When we talk about the various ways the NSA may try to deputize the telecoms, the possibilities are very broad — and alarming. So I’m happy to hear that Verizon, at least, is claiming to be unwilling to play that role.

Marcy has been blogging full time since 2007. She’s known for her live-blogging of the Scooter Libby trial, her discovery of the number of times Khalid Sheikh Mohammed was waterboarded, and generally for her weedy analysis of document dumps.

Marcy Wheeler is an independent journalist writing about national security and civil liberties. She writes as emptywheel at her eponymous blog, publishes at outlets including the Guardian, Salon, and the Progressive, and appears frequently on television and radio. She is the author of Anatomy of Deceit, a primer on the CIA leak investigation, and liveblogged the Scooter Libby trial.

Marcy has a PhD from the University of Michigan, where she researched the “feuilleton,” a short conversational newspaper form that has proven important in times of heightened censorship. Before and after her time in academics, Marcy provided documentation consulting for corporations in the auto, tech, and energy industries. She lives with her spouse and dog in Grand Rapids, MI.

14 replies
  1. ess emm says:

    When an elite faction objects it’s likely the law might be redrafted to accommodate that faction.

    When ordinary Americans caught up in what Feinstein calls a “driftnet” complain we’re ignored. There is simply no grass roots organization with broad public support—and hence political power—on this issue. I applaud, for instance, the Center for Democracy & Technology’s testimony, but we need something bigger, something that cant be offset by Stewart effing Baker’s testimony.

  2. jerryy says:

    .
    So if the NSA is successful in deputizing the telecoms does that mean that if say the ACLU ask for records, the US Marshalls will swoop in, snatch the records and take them off to an un-disclosed location?
    .
    Regarding the cost, will there be a new entry showing up on your billing statement along the lines of a Douglas Adams’ ‘sunds expln’ that charges you the cost of the government spying on you?
    .

    • jo6pac says:

      LOL and I was think those very same telly-coms will outsource it to their call centers around the world.

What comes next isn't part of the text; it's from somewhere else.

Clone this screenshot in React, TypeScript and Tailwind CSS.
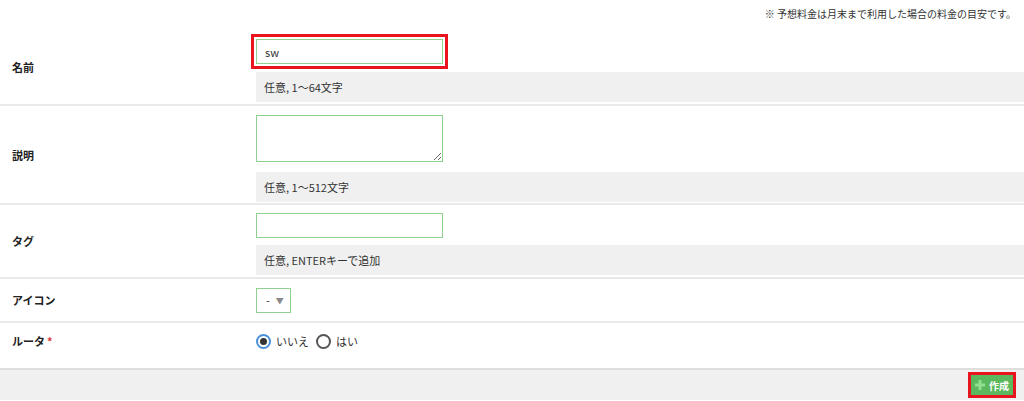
const font = { fontFamily: '"Noto Sans CJK JP", "Liberation Sans", sans-serif' };

function Help({ children }: { children: React.ReactNode }) {
  return (
    <div className="flex h-[30px] items-center bg-[#f0f0f0] pl-2 text-[11px] text-[#333]">
      {children}
    </div>
  );
}

function Label({ children, flat }: { children: React.ReactNode; flat?: boolean }) {
  return (
    <div className={`w-[256px] shrink-0 pl-3 text-[11px] font-bold text-[#222] ${flat ? "" : "pb-[6px]"}`}>
      {children}
    </div>
  );
}

function Radio({ checked, label }: { checked?: boolean; label: string }) {
  return (
    <label className="flex items-center gap-[5px]">
      <span
        className={`flex h-[15px] w-[15px] items-center justify-center rounded-full border-2 ${
          checked ? "border-[#4a90d9]" : "border-[#555]"
        } bg-white`}
      >
        {checked && <span className="h-[7px] w-[7px] rounded-full bg-[#333]" />}
      </span>
      <span className="text-[11px] text-[#333]">{label}</span>
    </label>
  );
}

export default function App() {
  return (
    <div className="w-[1024px] h-[401px] overflow-hidden bg-white" style={font}>
      {/* note */}
      <div className="flex h-[27px] items-center justify-end pr-2 text-[10px] text-[#333]">
        ※ 予想料金は月末まで利用した場合の料金の目安です。
      </div>

      {/* 名前 */}
      <div className="flex items-center border-b-2 border-[#e9e9e9] pt-3 pb-[2px]">
        <Label>名前</Label>
        <div className="flex flex-1 flex-col gap-2">
          <input
            defaultValue="sw"
            className="h-[25px] w-[187px] border border-[#8fd18f] px-2 text-[11px] text-[#333] outline-3 outline-offset-2 outline-[#e8141e]"
          />
          <Help>任意, 1〜64文字</Help>
        </div>
      </div>

      {/* 説明 */}
      <div className="flex items-center border-b-2 border-[#e9e9e9] pt-[9px] pb-[1px]">
        <Label>説明</Label>
        <div className="flex flex-1 flex-col gap-[10px]">
          <textarea className="block h-[47px] w-[187px] border border-[#8fd18f] px-2 text-[11px] outline-none" />
          <Help>任意, 1〜512文字</Help>
        </div>
      </div>

      {/* タグ */}
      <div className="flex items-center border-b-2 border-[#e9e9e9] pt-[8px] pb-[2px]">
        <Label>タグ</Label>
        <div className="flex flex-1 flex-col gap-[7px]">
          <input className="h-[25px] w-[187px] border border-[#8fd18f] px-2 text-[11px] outline-none" />
          <Help>任意, ENTERキーで追加</Help>
        </div>
      </div>

      {/* アイコン */}
      <div className="flex items-center border-b-2 border-[#e9e9e9] pt-[9px] pb-[8px]">
        <Label flat>アイコン</Label>
        <div className="flex h-[25px] w-[35px] items-center gap-[6px] border border-[#8fd18f] pl-[9px] text-[11px] text-[#333]">
          <span>-</span>
          <span className="text-[8px] text-[#888]">▼</span>
        </div>
      </div>

      {/* ルータ */}
      <div className="flex h-[45px] items-start pt-[10px]">
        <Label>
          ルータ<span className="ml-[2px] text-[#e0383e]">*</span>
        </Label>
        <div className="flex items-center gap-[7px]">
          <Radio checked label="いいえ" />
          <Radio label="はい" />
        </div>
      </div>

      {/* footer */}
      <div className="flex h-[32px] items-center justify-end border-t-2 border-[#dedede] bg-[#f0f0f0] pr-2">
        <div className="border-3 border-[#e8141e]">
          <button className="flex h-[20px] w-[42px] items-center justify-center gap-[4px] bg-[#5cb85c] text-[10px] font-bold text-white">
            <svg width="10" height="10" viewBox="0 0 10 10" aria-hidden="true">
              <path d="M3.5 0h3v3.5H10v3H6.5V10h-3V6.5H0v-3h3.5z" fill="#8fe08f" />
            </svg>
            作成
          </button>
        </div>
      </div>
    </div>
  );
}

What could go wrong?

      • jerryy says:

        Now when you call tech support and they say ‘I know what’s wrong’, they probably will be holding back…

    • TomVet says:

      We pay telcos/ISPs for broadband access = $ for them.
      They snoop, scrape, steal all of our personal info and sell it to the highest bidding data broker for ad targeting (and whatever else it’s used for) = $$ for them.
      They sell the ad companies space on their servers and broadband to serve those ads to us whether we want them or not = $$$ for them.
      Just as an aside, NSA etc want this info too so they swing a deal to get paid for that also = $$$$ for them.

      As the last item is paid for with our tax dollars, we are now paying twice to these companies for our data to be stolen while they are collecting four checks per subscriber to enhance their bottom line and for their bosses to pay themselves huge bonuses and perks.

      I think they should just give us the service for free!

  3. anonymous says:

    Foreign publics are moving away from US internet/telecom/tech. I encourage all Americans to do the same, to the fullest extent possible, and make it public. Maybe Snowden/EFF/ACLU can’t come right out and say that, but post-Occupy activists can and should.

  4. FluffytheObeseCat says:

    Why do you believe Verizon is truly trying to “set real boundaries in its cooperation with the government”?

    This apparent reluctance could just be their opening move in re contract negotiations.

  5. What Constitution? says:

    Thank you, bmaz, for a Sunday morning link to Deep Purple’s “Lazy” on your Twitter feed. Only ever owned that on 8 track tape, brings back memories of the I-5 between LA and UC Davis at substantial volume. Good times, great musicians.

    So if the presumption that we’re all copacetic with allowing telcos to possess information necessary to process our personal phone calls and that’s the justification used first in “pen registers” but then reflexively expanded exponentially to purport to justify “no expectation of privacy whatsoever” maroons (and is the false mantra of the NSA), exactly why should anybody who operates in a legal system that has our Constitution and Bill of Rights voluntarily be telling the telecoms to bulk collect/save/search anything more than the bare minimum of what they need to connect our private calls and generate a bill for us to pay for that service? Oh, and then immunize the telecoms for handing all that over to the NSA?

  6. Peterr says:

    This is the meat of Verizon’s objections:

    More troubling for large companies is the negative effect in the international market of overt association with a U.S. intelligence agency.

    Insofar as Verizon (or any other US telecom) wants to be a player in other countries, they cannot afford to have an overt association with CIA/NSA. In some countries, this link will raise objections they will have to surmount that other non-US companies do not have to deal with. In other countries, it will automatically disqualify them from operating at all. This is a huge problem for a company with international aspirations.

  7. MDPO says:

    Woods’ testimony is a straightforward application of the law for any competent legal counsel (course that lets out the vast majority of US-trained lawyers.) Compliance with the binding provisions of CCPR Article 17 requires that the state party refrain from imposing mandatory retention of data by third parties. And corporate immunity breaches the legal requirement that affected persons have access to effective remedies in cases of abuse.

    Congress will of course bend over for NSA and white out the law it enacted, as it did with the Geneva Conventions and the Convention Against Torture when NSA wanted to target noncombatants for murder and torture. But Verizon doesn’t have to go along. They can go over the US courts’ head to independent panels and courts.